What is being asked: Return only the number of lines holding the word "that".

──────── Records supplied

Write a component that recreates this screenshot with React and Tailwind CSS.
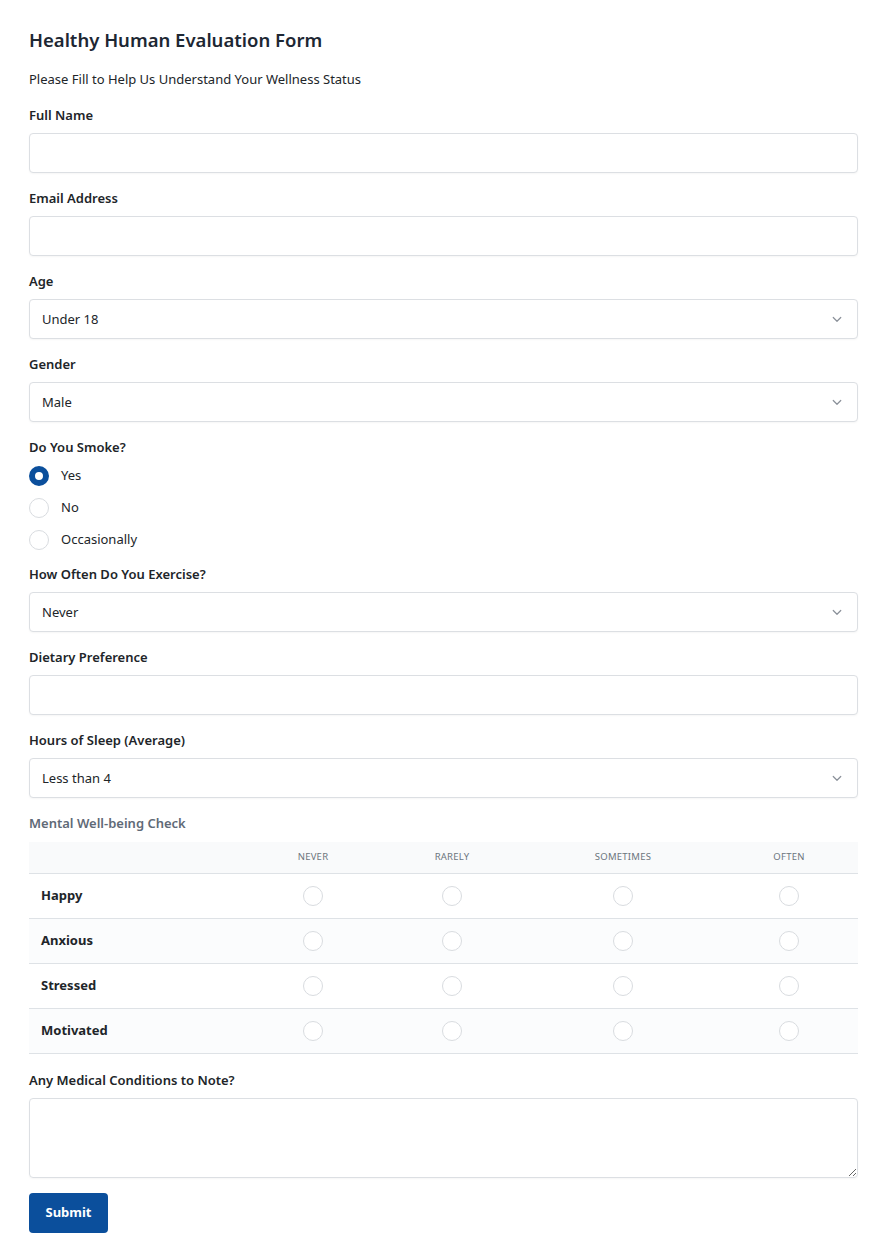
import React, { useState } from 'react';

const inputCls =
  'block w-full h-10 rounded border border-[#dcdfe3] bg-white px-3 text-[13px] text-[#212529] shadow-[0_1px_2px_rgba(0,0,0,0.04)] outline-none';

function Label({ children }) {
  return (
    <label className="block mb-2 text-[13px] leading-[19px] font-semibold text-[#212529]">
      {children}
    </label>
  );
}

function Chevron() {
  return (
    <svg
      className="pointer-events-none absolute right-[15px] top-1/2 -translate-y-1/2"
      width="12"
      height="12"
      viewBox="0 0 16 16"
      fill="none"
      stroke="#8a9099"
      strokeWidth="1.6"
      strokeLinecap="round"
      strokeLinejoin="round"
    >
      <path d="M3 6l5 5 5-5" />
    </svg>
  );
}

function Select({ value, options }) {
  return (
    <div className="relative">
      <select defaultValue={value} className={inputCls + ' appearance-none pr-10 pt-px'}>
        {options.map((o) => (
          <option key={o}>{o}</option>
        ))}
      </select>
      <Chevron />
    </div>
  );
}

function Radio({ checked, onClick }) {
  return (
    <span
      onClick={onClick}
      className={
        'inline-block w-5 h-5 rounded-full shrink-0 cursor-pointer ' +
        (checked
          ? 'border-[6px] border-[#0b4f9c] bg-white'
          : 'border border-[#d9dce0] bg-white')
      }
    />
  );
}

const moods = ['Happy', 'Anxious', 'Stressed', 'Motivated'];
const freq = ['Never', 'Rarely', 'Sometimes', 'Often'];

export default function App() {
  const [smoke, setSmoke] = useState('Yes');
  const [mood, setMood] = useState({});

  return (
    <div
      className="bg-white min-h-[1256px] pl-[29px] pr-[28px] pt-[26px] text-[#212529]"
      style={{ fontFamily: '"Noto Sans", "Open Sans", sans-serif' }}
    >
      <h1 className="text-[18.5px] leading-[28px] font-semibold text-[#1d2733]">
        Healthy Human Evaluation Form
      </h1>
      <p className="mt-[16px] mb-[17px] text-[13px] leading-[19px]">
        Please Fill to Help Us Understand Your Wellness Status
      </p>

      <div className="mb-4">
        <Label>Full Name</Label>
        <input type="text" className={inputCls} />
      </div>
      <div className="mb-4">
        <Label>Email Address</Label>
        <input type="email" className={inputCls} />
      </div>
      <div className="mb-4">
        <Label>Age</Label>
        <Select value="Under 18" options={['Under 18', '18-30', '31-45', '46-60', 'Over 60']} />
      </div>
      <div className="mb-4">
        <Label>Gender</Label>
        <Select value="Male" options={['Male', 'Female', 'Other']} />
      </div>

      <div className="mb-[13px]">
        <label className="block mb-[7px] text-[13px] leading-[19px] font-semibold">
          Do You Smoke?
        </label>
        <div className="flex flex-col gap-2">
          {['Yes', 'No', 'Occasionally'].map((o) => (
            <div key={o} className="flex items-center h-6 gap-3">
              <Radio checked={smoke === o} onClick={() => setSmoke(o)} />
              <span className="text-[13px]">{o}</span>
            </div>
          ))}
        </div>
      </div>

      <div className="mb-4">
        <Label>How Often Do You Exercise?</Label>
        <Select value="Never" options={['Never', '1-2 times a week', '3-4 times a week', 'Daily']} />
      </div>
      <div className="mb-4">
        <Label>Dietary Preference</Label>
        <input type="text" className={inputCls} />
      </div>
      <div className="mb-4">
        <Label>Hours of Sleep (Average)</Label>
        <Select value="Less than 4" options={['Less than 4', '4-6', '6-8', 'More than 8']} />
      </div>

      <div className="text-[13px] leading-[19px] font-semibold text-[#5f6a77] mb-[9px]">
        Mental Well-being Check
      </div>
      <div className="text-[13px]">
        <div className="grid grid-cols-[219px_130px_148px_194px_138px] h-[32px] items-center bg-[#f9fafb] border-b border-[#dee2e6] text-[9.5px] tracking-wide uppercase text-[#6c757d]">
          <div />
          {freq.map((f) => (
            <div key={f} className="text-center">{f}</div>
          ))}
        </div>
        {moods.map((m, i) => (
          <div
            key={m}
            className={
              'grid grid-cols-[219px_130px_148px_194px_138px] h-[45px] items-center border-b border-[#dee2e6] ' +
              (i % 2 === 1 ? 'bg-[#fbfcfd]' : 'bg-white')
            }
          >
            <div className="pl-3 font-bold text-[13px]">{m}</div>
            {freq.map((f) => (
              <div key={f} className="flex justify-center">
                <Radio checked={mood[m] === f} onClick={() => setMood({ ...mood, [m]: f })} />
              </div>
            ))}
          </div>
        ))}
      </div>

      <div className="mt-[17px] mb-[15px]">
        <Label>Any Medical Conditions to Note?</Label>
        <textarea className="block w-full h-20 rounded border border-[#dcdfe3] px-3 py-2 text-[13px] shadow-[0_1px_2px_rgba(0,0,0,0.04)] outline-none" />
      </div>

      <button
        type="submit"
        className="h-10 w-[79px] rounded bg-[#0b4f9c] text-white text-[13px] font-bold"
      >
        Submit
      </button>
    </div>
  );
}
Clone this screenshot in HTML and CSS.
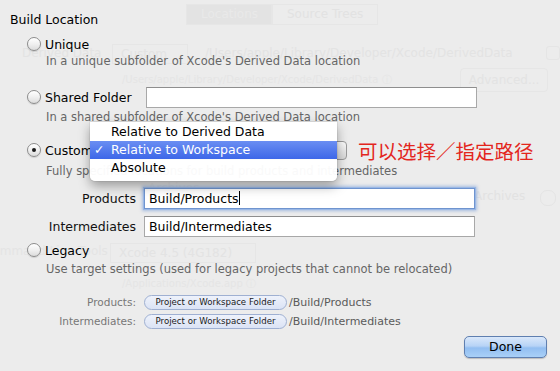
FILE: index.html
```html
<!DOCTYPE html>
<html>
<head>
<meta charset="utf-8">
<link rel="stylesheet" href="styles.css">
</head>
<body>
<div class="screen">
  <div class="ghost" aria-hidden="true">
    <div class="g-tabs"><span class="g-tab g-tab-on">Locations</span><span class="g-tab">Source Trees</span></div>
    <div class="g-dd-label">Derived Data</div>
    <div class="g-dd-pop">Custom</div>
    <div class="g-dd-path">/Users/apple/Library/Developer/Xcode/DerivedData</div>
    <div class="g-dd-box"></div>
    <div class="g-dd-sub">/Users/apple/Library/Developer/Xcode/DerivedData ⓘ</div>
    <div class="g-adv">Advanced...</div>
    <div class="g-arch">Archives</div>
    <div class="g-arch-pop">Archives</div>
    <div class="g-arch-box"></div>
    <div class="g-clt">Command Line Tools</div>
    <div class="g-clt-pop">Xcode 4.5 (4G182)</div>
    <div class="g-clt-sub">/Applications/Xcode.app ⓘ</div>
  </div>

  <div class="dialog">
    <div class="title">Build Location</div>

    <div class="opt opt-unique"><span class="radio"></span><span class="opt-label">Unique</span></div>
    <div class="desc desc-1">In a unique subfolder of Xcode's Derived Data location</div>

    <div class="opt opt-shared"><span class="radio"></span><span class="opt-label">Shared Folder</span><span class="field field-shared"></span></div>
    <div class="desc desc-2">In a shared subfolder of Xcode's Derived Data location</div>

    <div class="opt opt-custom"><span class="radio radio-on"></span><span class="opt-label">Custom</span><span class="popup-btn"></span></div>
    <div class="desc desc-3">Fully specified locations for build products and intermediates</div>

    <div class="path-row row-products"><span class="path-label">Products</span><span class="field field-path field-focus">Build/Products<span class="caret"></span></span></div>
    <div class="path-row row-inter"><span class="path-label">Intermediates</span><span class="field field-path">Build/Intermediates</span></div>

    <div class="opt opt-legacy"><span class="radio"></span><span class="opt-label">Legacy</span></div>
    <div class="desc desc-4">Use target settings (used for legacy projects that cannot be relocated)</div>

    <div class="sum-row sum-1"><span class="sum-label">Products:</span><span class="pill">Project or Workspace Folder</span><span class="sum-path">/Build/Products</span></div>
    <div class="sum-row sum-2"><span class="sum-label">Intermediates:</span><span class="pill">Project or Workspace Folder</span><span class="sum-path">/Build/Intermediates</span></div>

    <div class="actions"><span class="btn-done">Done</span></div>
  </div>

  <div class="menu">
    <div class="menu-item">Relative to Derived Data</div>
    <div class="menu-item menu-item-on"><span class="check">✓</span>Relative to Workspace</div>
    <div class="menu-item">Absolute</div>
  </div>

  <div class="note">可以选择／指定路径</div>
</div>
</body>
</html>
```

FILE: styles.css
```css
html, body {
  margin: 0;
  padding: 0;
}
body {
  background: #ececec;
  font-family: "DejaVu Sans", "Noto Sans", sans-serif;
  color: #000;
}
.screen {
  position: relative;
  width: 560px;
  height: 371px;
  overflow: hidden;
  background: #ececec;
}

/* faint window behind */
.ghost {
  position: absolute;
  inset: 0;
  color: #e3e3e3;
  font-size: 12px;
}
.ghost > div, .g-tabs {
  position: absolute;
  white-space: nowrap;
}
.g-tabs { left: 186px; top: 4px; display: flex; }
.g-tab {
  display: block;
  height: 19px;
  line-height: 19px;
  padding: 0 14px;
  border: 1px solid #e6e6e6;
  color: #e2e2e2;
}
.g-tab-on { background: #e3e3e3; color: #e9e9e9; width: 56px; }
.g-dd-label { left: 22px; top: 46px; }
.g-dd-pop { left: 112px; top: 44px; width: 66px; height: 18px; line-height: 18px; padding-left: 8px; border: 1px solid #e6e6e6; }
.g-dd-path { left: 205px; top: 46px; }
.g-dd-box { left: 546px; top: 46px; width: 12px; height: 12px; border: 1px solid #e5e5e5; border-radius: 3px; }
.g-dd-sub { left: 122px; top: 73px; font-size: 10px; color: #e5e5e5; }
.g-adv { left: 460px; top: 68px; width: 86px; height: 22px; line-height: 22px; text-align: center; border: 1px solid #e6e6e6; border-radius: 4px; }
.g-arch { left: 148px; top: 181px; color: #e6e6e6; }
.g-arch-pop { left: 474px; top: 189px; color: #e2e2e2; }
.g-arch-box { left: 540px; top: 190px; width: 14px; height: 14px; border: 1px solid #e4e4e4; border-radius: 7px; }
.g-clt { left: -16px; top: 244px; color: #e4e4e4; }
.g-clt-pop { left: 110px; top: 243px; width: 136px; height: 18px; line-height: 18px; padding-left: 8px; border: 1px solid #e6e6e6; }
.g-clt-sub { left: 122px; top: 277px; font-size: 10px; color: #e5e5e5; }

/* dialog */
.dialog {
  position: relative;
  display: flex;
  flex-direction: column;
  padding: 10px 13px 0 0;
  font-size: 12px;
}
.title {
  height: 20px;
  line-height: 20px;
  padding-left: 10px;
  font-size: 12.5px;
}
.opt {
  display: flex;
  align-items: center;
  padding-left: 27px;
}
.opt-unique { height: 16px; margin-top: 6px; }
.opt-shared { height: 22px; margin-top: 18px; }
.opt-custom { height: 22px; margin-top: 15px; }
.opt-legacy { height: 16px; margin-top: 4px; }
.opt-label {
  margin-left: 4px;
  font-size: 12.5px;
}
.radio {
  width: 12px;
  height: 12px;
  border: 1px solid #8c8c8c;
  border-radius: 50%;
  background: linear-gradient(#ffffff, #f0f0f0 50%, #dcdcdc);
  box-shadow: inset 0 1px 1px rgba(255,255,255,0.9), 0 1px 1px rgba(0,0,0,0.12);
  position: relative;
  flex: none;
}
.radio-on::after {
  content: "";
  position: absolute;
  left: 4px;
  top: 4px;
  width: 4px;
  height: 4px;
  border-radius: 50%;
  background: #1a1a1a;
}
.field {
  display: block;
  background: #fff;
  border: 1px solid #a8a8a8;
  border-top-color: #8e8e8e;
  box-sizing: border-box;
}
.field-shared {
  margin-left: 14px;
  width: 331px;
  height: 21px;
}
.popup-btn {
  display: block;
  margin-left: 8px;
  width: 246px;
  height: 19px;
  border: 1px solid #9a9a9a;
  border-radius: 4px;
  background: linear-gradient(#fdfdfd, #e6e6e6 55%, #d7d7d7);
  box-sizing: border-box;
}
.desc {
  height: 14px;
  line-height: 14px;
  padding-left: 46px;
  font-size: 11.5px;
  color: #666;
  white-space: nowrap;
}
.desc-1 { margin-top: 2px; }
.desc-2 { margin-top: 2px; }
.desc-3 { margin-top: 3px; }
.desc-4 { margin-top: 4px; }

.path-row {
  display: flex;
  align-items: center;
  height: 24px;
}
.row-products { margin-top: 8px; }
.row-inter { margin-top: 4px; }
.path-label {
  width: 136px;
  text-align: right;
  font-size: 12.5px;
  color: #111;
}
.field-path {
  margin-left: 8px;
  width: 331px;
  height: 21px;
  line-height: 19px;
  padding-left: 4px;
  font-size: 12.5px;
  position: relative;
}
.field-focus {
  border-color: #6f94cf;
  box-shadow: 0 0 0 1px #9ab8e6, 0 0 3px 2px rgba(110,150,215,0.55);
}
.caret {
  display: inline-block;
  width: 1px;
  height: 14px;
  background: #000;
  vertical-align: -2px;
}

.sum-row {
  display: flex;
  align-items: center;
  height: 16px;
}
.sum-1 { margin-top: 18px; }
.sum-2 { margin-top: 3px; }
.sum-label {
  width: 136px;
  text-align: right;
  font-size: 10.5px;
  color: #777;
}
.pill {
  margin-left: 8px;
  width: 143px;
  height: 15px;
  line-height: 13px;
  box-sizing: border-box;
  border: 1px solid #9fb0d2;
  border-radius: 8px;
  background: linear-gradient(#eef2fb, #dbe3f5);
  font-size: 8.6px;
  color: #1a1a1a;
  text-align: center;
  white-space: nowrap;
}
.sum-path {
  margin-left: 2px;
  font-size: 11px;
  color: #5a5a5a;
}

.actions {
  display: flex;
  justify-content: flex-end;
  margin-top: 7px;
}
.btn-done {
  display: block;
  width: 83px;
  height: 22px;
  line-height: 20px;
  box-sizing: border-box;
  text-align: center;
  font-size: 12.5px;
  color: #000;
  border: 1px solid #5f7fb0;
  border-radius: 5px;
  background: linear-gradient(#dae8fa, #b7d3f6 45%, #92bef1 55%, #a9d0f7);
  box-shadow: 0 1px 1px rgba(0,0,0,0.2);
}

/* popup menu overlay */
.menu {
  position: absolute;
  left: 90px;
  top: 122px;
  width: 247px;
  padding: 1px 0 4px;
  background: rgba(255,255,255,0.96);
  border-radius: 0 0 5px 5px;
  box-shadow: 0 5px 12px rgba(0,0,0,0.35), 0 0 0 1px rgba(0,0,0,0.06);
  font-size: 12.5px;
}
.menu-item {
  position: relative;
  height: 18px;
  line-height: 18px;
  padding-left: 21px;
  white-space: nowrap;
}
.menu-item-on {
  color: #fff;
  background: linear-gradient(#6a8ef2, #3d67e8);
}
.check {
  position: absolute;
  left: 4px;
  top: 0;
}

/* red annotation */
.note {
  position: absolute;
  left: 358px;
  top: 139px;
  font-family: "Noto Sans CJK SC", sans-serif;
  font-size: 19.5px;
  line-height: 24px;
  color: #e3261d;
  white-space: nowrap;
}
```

────────────────

Correct answer: 2